=== Rows from a dataset of pages and code ===

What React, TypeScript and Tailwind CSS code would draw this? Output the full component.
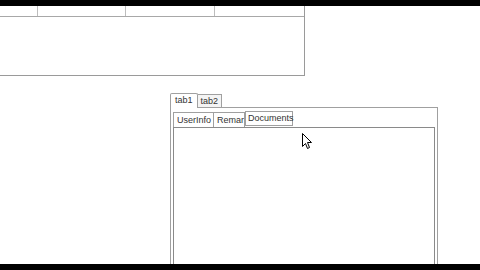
import React from "react";

function Cursor() {
  return (
    <svg width="12" height="18" viewBox="0 0 12 18" className="absolute left-[302px] top-[133px]">
      <path d="M0.5 0.5 L0.5 13.5 L3.5 10.5 L5.5 15.5 L7.5 14.5 L5.5 9.5 L9.5 9.5 Z" fill="#fff" stroke="#000" strokeWidth="1" strokeLinejoin="miter" />
    </svg>
  );
}

export default function App() {
  const font = { fontFamily: '"Liberation Sans", Arial, sans-serif' };
  return (
    <div className="relative w-[480px] h-[270px] bg-white overflow-hidden" style={font}>
      <div className="h-[6px] bg-black" />
      {/* grid */}
      <div className="w-[305px] h-[70px] border-r border-b border-[#9a9a9a] flex flex-col">
        <div className="h-[11px] border-b border-[#a8a8a8] flex">
          <div className="w-[38px] border-r border-[#bdbdbd]" />
          <div className="w-[88px] border-r border-[#bdbdbd]" />
          <div className="w-[89px] border-r border-[#bdbdbd]" />
          <div className="flex-1" />
        </div>
        <div className="flex-1" />
      </div>
      {/* tab control */}
      <div className="ml-[170px] mt-[16px] w-[268px] flex flex-col">
        <div className="flex items-end h-[15px] text-[9px] text-[#333]">
          <div className="h-[15px] px-[4px] border border-b-0 border-[#a0a0a0] bg-white rounded-t-[2px] leading-[13px] relative z-10 -mb-px">tab1</div>
          <div className="h-[13px] px-[3px] border border-l-0 border-b-0 border-[#a0a0a0] bg-[#f4f4f4] leading-[12px]">tab2</div>
        </div>
        <div className="h-[160px] border border-[#a0a0a0] border-b-0 bg-white px-[2px] pt-[3px] flex flex-col">
          <div className="flex items-end h-[16px] text-[9px] text-[#333] relative">
            <div className="h-[15px] w-[41px] pl-[3px] border border-b-0 border-[#a0a0a0] bg-white leading-[14px]">UserInfo</div>
            <div className="h-[15px] w-[31px] pl-[3px] border border-l-0 border-b-0 border-[#a0a0a0] bg-white leading-[14px] whitespace-nowrap overflow-hidden">Remar</div>
            <div className="absolute left-[72px] top-0 h-[15px] w-[48px] pl-[2px] border border-[#a0a0a0] bg-white leading-[13px] z-10">Documents</div>
          </div>
          <div className="flex-1 border border-[#8a8a8a] border-b-0 bg-white" />
        </div>
      </div>
      <div className="absolute left-0 right-0 bottom-0 h-[6px] bg-black" />
      <Cursor />
    </div>
  );
}
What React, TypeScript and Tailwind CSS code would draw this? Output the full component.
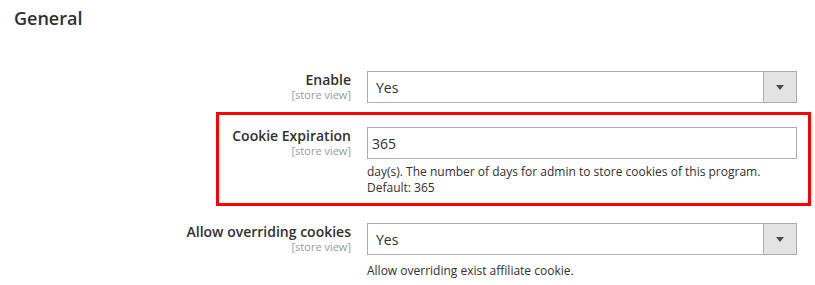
import React from "react";

/*
  Affiliate settings — "General" group with a highlighted Cookie Expiration row.
*/

const font = { fontFamily: '"Open Sans", "Noto Sans", sans-serif' };

function Label({ text, width }: { text: string; width: string }) {
  return (
    <div className={`${width} shrink-0 pt-[1px] flex flex-col items-end text-right`}>
      <span className="text-[14px] leading-[16px] font-semibold text-[#303030]">
        {text}
      </span>
      <span className="text-[11px] leading-[13px] text-[#999999]">
        [store view]
      </span>
    </div>
  );
}

function Select({ value }: { value: string }) {
  return (
    <div className="flex h-[32px] w-[430px] border border-[#adadad] bg-white">
      <div className="flex-1 flex items-center pl-[8px] text-[14px] text-[#303030]">
        {value}
      </div>
      <div className="w-[33px] flex items-center justify-center bg-[#e3e3e3] border-l border-[#adadad]">
        <span className="block w-0 h-0 border-l-[4px] border-r-[4px] border-t-[5px] border-l-transparent border-r-transparent border-t-[#514943]" />
      </div>
    </div>
  );
}

export default function App() {
  return (
    <div className="w-[815px] h-[285px] bg-white pt-[6px]" style={font}>
      <h2 className="pl-[14px] text-[18px] leading-[24px] font-semibold text-[#303030]">
        General
      </h2>

      {/* Enable */}
      <div className="mt-[41px] flex gap-[16px]">
        <Label text="Enable" width="w-[351px]" />
        <Select value="Yes" />
      </div>

      {/* Cookie Expiration (highlighted) */}
      <div className="mt-[9px] ml-[216px] w-[595px] border-[3px] border-[#ff0000] pt-[12px] pb-[7px]">
        <div className="flex gap-[16px]">
          <Label text="Cookie Expiration" width="w-[132px]" />
          <div className="w-[430px]">
            <div className="h-[32px] border border-[#adadad] flex items-center pl-[4px] text-[14px] text-[#303030]">
              365
            </div>
            <p className="mt-[5px] text-[12px] leading-[16px] text-[#303030]">
              day(s). The number of days for admin to store cookies of this program.
              <br />
              Default: 365
            </p>
          </div>
        </div>
      </div>

      {/* Allow overriding cookies */}
      <div className="mt-[17px] flex gap-[16px]">
        <Label text="Allow overriding cookies" width="w-[351px]" />
        <div className="w-[430px]">
          <Select value="Yes" />
          <p className="mt-[8px] text-[12px] leading-[16px] text-[#303030]">
            Allow overriding exist affiliate cookie.
          </p>
        </div>
      </div>
    </div>
  );
}
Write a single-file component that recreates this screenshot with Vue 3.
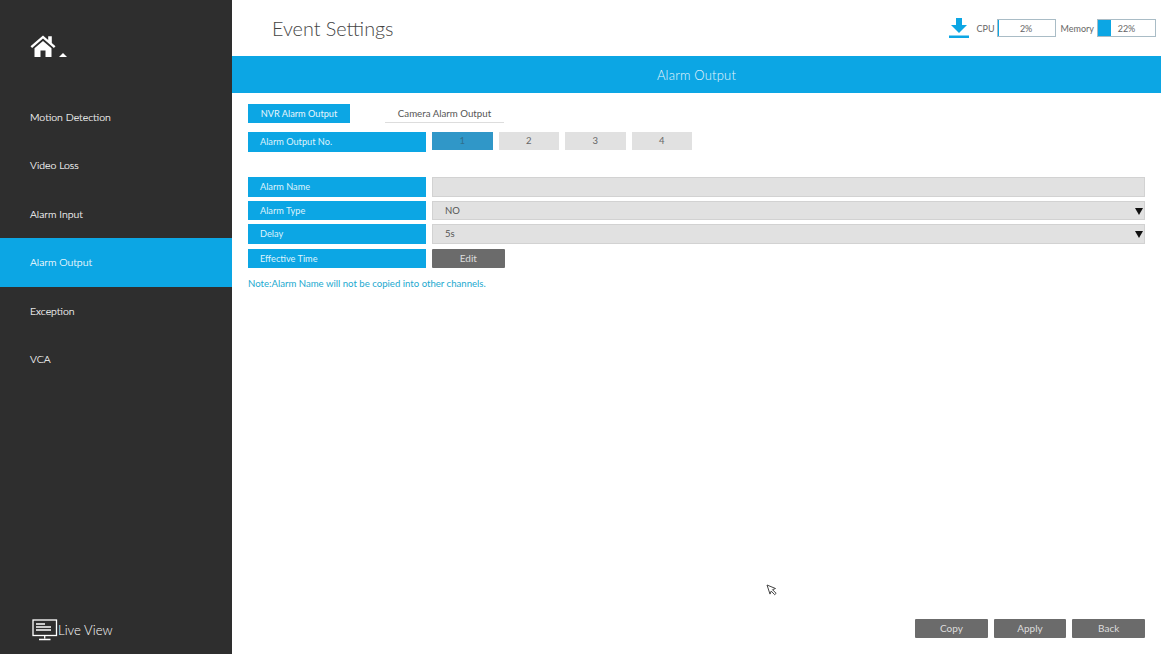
<script setup>
const menu = ['Motion Detection', 'Video Loss', 'Alarm Input', 'Alarm Output', 'Exception', 'VCA']
const activeMenu = 'Alarm Output'
const outputs = [1, 2, 3, 4]
</script>

<template>
  <div class="page">
    <aside class="sidebar">
      <div class="logo">
        <svg class="home" width="26" height="24" viewBox="0 0 26 24">
          <path fill="#fff" d="M0.5 12.2 13 1.5l5.2 4.4V2.2h3.6v6.8l3.7 3.2-1.6 1.8L13 4.6 2.1 14z" />
          <path fill="#fff" d="M4.5 14.2 13 7l8.5 7.2V23h-6v-6.5h-5V23h-6z" />
        </svg>
        <span class="caret"></span>
      </div>
      <nav class="menu">
        <div v-for="item in menu" :key="item" class="menu-item" :class="{ active: item === activeMenu }">{{ item }}</div>
      </nav>
      <div class="live">
        <svg width="26" height="22" viewBox="0 0 26 22">
          <rect x="1" y="1" width="23.5" height="15.5" fill="none" stroke="#fff" stroke-width="1.3" />
          <path stroke="#fff" stroke-width="1.3" d="M4 5h9M4 8h15M4 11h15M12.7 17v2.5M7 20.5h11.5" />
        </svg>
        <span>Live View</span>
      </div>
    </aside>

    <main class="main">
      <header class="header">
        <h1>Event Settings</h1>
        <div class="status">
          <svg class="download" width="20" height="20" viewBox="0 0 20 20">
            <path fill="#0ca6e4" d="M7 0h6v7h5l-8 8-8-8h5zM0 17.5h20V20H0z" />
          </svg>
          <span class="stat-label cpu">CPU</span>
          <div class="meter"><i style="width: 2%"></i><b>2%</b></div>
          <span class="stat-label">Memory</span>
          <div class="meter"><i style="width: 22%"></i><b>22%</b></div>
        </div>
      </header>
      <div class="title-bar">Alarm Output</div>

      <section class="content">
        <div class="tabs">
          <div class="tab on">NVR Alarm Output</div>
          <div class="tab">Camera Alarm Output</div>
        </div>
        <div class="row no-row">
          <div class="label">Alarm Output No.</div>
          <div class="nums">
            <div v-for="n in outputs" :key="n" class="num" :class="{ sel: n === 1 }">{{ n }}</div>
          </div>
        </div>
        <div class="form">
          <div class="row">
            <div class="label">Alarm Name</div>
            <div class="field"></div>
          </div>
          <div class="row">
            <div class="label">Alarm Type</div>
            <div class="field select">NO</div>
          </div>
          <div class="row">
            <div class="label">Delay</div>
            <div class="field select">5s</div>
          </div>
          <div class="row time-row">
            <div class="label">Effective Time</div>
            <button class="btn edit">Edit</button>
          </div>
        </div>
        <p class="note">Note:Alarm Name will not be copied into other channels.</p>
        <div class="actions">
          <button class="btn">Copy</button>
          <button class="btn">Apply</button>
          <button class="btn">Back</button>
        </div>
      </section>
    </main>

    <svg class="cursor" width="12" height="12" viewBox="0 0 12 12">
      <path fill="#fff" stroke="#444" d="M1 1l8.5 3.5-3 1.2 3.6 3.6-1.4 1.4-3.5-3.6-1.2 3z" />
    </svg>
  </div>
</template>

<style scoped>
.page {
  display: flex;
  height: 654px;
  width: 1161px;
  overflow: hidden;
  position: relative;
  background: #fff;
  font-family: Lato, 'Liberation Sans', sans-serif;
  font-size: 11px;
  color: #555;
}
.sidebar {
  width: 232px;
  flex: none;
  background: #2e2e2e;
  display: flex;
  flex-direction: column;
  color: #fff;
}
.logo {
  height: 93px;
  flex: none;
  padding: 34px 0 0 30px;
  box-sizing: border-box;
  display: flex;
  align-items: flex-start;
}
.caret {
  width: 0;
  height: 0;
  margin: 19px 0 0 3px;
  border-left: 4px solid transparent;
  border-right: 4px solid transparent;
  border-bottom: 4px solid #fff;
}
.menu-item {
  height: 48.4px;
  line-height: 49px;
  padding-left: 30px;
  font-size: 10.5px;
  font-weight: 300;
  -webkit-text-stroke: 0.15px #fff;
}
.menu-item.active {
  background: #0ca6e4;
}
.live {
  margin-top: auto;
  padding: 0 0 13px 32px;
  display: flex;
  align-items: center;
  font-size: 13.2px;
  font-weight: 300;
}
.main {
  flex: 1;
  display: flex;
  flex-direction: column;
  min-width: 0;
}
.header {
  height: 56px;
  flex: none;
  display: flex;
  align-items: center;
  justify-content: space-between;
  padding: 0 5px 0 40px;
}
h1 {
  margin: 0;
  font-size: 19.8px;
  font-weight: 300;
  color: #444;
}
.status {
  display: flex;
  align-items: center;
  font-size: 9px;
  color: #666;
}
.download {
  margin-right: 8px;
}
.stat-label {
  margin-right: 3px;
}
.stat-label.cpu {
  margin-right: 2px;
}
.meter {
  width: 59px;
  height: 18px;
  box-sizing: border-box;
  border: 1px solid #a9bcc6;
  position: relative;
  margin-right: 5px;
  text-align: center;
  line-height: 17px;
}
.meter:last-child {
  margin-right: 0;
}
.meter i {
  position: absolute;
  left: 0;
  top: 0;
  bottom: 0;
  background: #0ca6e4;
}
.meter b {
  position: relative;
  font-weight: 400;
}
.title-bar {
  height: 37px;
  flex: none;
  background: #0ca6e4;
  color: #e8f6fd;
  text-align: center;
  line-height: 38px;
  font-size: 13px;
  font-weight: 300;
  letter-spacing: 0.2px;
}
.content {
  flex: 1;
  display: flex;
  flex-direction: column;
  padding: 11px 16px 16px;
}
.tabs {
  display: flex;
  gap: 35px;
  margin-bottom: 9px;
}
.tab {
  height: 19px;
  line-height: 19px;
  color: #555;
  text-align: center;
  box-shadow: inset 0 -1px #ddd;
  width: 119px;
  white-space: nowrap;
  font-size: 9.7px;
}
.tab.on {
  width: 102px;
  background: #0ca6e4;
  color: #e8f6fd;
  box-shadow: none;
  font-size: 9.2px;
}
.row {
  display: flex;
  gap: 6px;
  height: 19.5px;
}
.label {
  width: 178px;
  flex: none;
  background: #0ca6e4;
  color: #dff3fc;
  padding-left: 12px;
  box-sizing: border-box;
  line-height: 19px;
  font-size: 9.2px;
}
.nums {
  display: flex;
  gap: 6px;
  height: 18px;
}
.num {
  width: 60.5px;
  background: #e1e1e1;
  text-align: center;
  line-height: 18px;
  font-size: 9.5px;
  color: #666;
}
.num.sel {
  background: #3097c8;
  color: #2f6f8d;
}
.form {
  margin-top: 25.5px;
  display: flex;
  flex-direction: column;
  gap: 4px;
}
.field {
  flex: 1;
  background: #e1e1e1;
  border: 1px solid #d2d2d2;
  box-sizing: border-box;
  padding-left: 12px;
  line-height: 17px;
  font-size: 9.5px;
  color: #555;
  position: relative;
}
.select::after {
  content: '';
  position: absolute;
  right: 1px;
  top: 6px;
  border-left: 4px solid transparent;
  border-right: 4px solid transparent;
  border-top: 7px solid #111;
}
.time-row {
  margin-top: 1px;
}
.btn {
  width: 72.67px;
  height: 19px;
  padding: 0 0 1px;
  border: 0;
  border-radius: 1px;
  background: #6b6b6b;
  color: #ddd;
  font-family: inherit;
  font-size: 10px;
}
.note {
  margin: 10px 0 0;
  color: #22a9cf;
  font-size: 9.6px;
  line-height: 12px;
}
.actions {
  margin-top: auto;
  display: flex;
  justify-content: flex-end;
  gap: 6px;
}
.cursor {
  position: absolute;
  left: 766px;
  top: 584px;
}
</style>
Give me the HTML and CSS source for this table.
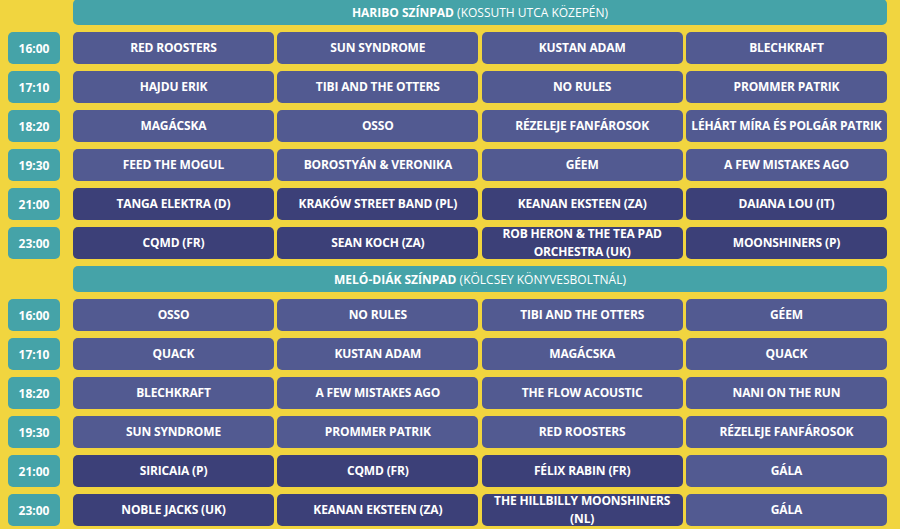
FILE: index.html
```html
<!DOCTYPE html>
<html lang="hu">
<head>
<meta charset="utf-8">
<title>Program</title>
<link rel="stylesheet" href="styles.css">
</head>
<body>
<main class="schedule">
  <section class="stage">
    <div class="stage-row">
      <div class="time-spacer"></div>
      <h2 class="stage-title"><strong>HARIBO SZÍNPAD</strong> (KOSSUTH UTCA KÖZEPÉN)</h2>
    </div>
    <div class="slot">
      <div class="time">16:00</div>
      <div class="acts">
        <div class="act">RED ROOSTERS</div>
        <div class="act">SUN SYNDROME</div>
        <div class="act">KUSTAN ADAM</div>
        <div class="act">BLECHKRAFT</div>
      </div>
    </div>
    <div class="slot">
      <div class="time">17:10</div>
      <div class="acts">
        <div class="act">HAJDU ERIK</div>
        <div class="act">TIBI AND THE OTTERS</div>
        <div class="act">NO RULES</div>
        <div class="act">PROMMER PATRIK</div>
      </div>
    </div>
    <div class="slot">
      <div class="time">18:20</div>
      <div class="acts">
        <div class="act">MAGÁCSKA</div>
        <div class="act">OSSO</div>
        <div class="act">RÉZELEJE FANFÁROSOK</div>
        <div class="act">LÉHÁRT MÍRA ÉS POLGÁR PATRIK</div>
      </div>
    </div>
    <div class="slot">
      <div class="time">19:30</div>
      <div class="acts">
        <div class="act">FEED THE MOGUL</div>
        <div class="act">BOROSTYÁN &amp; VERONIKA</div>
        <div class="act">GÉEM</div>
        <div class="act">A FEW MISTAKES AGO</div>
      </div>
    </div>
    <div class="slot">
      <div class="time">21:00</div>
      <div class="acts">
        <div class="act act-dark">TANGA ELEKTRA (D)</div>
        <div class="act act-dark">KRAKÓW STREET BAND (PL)</div>
        <div class="act act-dark">KEANAN EKSTEEN (ZA)</div>
        <div class="act act-dark">DAIANA LOU (IT)</div>
      </div>
    </div>
    <div class="slot">
      <div class="time">23:00</div>
      <div class="acts">
        <div class="act act-dark">CQMD (FR)</div>
        <div class="act act-dark">SEAN KOCH (ZA)</div>
        <div class="act act-dark">ROB HERON &amp; THE TEA PAD ORCHESTRA (UK)</div>
        <div class="act act-dark">MOONSHINERS (P)</div>
      </div>
    </div>
  </section>

  <section class="stage">
    <div class="stage-row">
      <div class="time-spacer"></div>
      <h2 class="stage-title"><strong>MELÓ-DIÁK SZÍNPAD</strong> (KÖLCSEY KÖNYVESBOLTNÁL)</h2>
    </div>
    <div class="slot">
      <div class="time">16:00</div>
      <div class="acts">
        <div class="act">OSSO</div>
        <div class="act">NO RULES</div>
        <div class="act">TIBI AND THE OTTERS</div>
        <div class="act">GÉEM</div>
      </div>
    </div>
    <div class="slot">
      <div class="time">17:10</div>
      <div class="acts">
        <div class="act">QUACK</div>
        <div class="act">KUSTAN ADAM</div>
        <div class="act">MAGÁCSKA</div>
        <div class="act">QUACK</div>
      </div>
    </div>
    <div class="slot">
      <div class="time">18:20</div>
      <div class="acts">
        <div class="act">BLECHKRAFT</div>
        <div class="act">A FEW MISTAKES AGO</div>
        <div class="act">THE FLOW ACOUSTIC</div>
        <div class="act">NANI ON THE RUN</div>
      </div>
    </div>
    <div class="slot">
      <div class="time">19:30</div>
      <div class="acts">
        <div class="act">SUN SYNDROME</div>
        <div class="act">PROMMER PATRIK</div>
        <div class="act">RED ROOSTERS</div>
        <div class="act">RÉZELEJE FANFÁROSOK</div>
      </div>
    </div>
    <div class="slot">
      <div class="time">21:00</div>
      <div class="acts">
        <div class="act act-dark">SIRICAIA (P)</div>
        <div class="act act-dark">CQMD (FR)</div>
        <div class="act act-dark">FÉLIX RABIN (FR)</div>
        <div class="act">GÁLA</div>
      </div>
    </div>
    <div class="slot">
      <div class="time">23:00</div>
      <div class="acts">
        <div class="act act-dark">NOBLE JACKS (UK)</div>
        <div class="act act-dark">KEANAN EKSTEEN (ZA)</div>
        <div class="act act-dark">THE HILLBILLY MOONSHINERS (NL)</div>
        <div class="act">GÁLA</div>
      </div>
    </div>
  </section>
</main>
</body>
</html>
```
FILE: styles.css
```css
html, body {
  margin: 0;
  padding: 0;
  background: #f1d53f;
  overflow: hidden;
}

body {
  font-family: "Open Sans", "Liberation Sans", sans-serif;
  color: #ffffff;
  font-size: 12px;
}

.schedule {
  display: flex;
  flex-direction: column;
  gap: 7px;
  padding: 0 13px 0 8px;
  margin-top: -1px;
}

.stage {
  display: flex;
  flex-direction: column;
  gap: 7px;
}

.stage-row,
.slot {
  display: flex;
  gap: 13px;
}

.time-spacer {
  width: 52px;
  flex: none;
}

.stage-title {
  flex: 1;
  margin: 0;
  height: 26px;
  display: flex;
  align-items: center;
  justify-content: center;
  background: #45a3a8;
  border-radius: 5px;
  font-size: 12px;
  font-weight: 400;
  white-space: pre;
}

.stage-title strong {
  font-weight: 700;
}

.time {
  width: 52px;
  flex: none;
  height: 32px;
  display: flex;
  align-items: center;
  justify-content: center;
  background: #45a3a8;
  border-radius: 5px;
  font-weight: 700;
}

.acts {
  flex: 1;
  display: grid;
  grid-template-columns: repeat(4, 1fr);
  column-gap: 3.34px;
}

.act {
  height: 32px;
  display: flex;
  align-items: center;
  justify-content: center;
  text-align: center;
  background: #525a91;
  border-radius: 5px;
  font-weight: 700;
  line-height: 18.5px;
  padding: 0;
  letter-spacing: -0.15px;
}

.act-dark {
  background: #3c4078;
}
```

=== Work to be completed ===
Return all lines of the material above in which the word "with" occurs.

=== Correct response ===
  Affiliate settings — "General" group with a highlighted Cookie Expiration row.
Write a single-file component that recreates this screenshot with Vue 3.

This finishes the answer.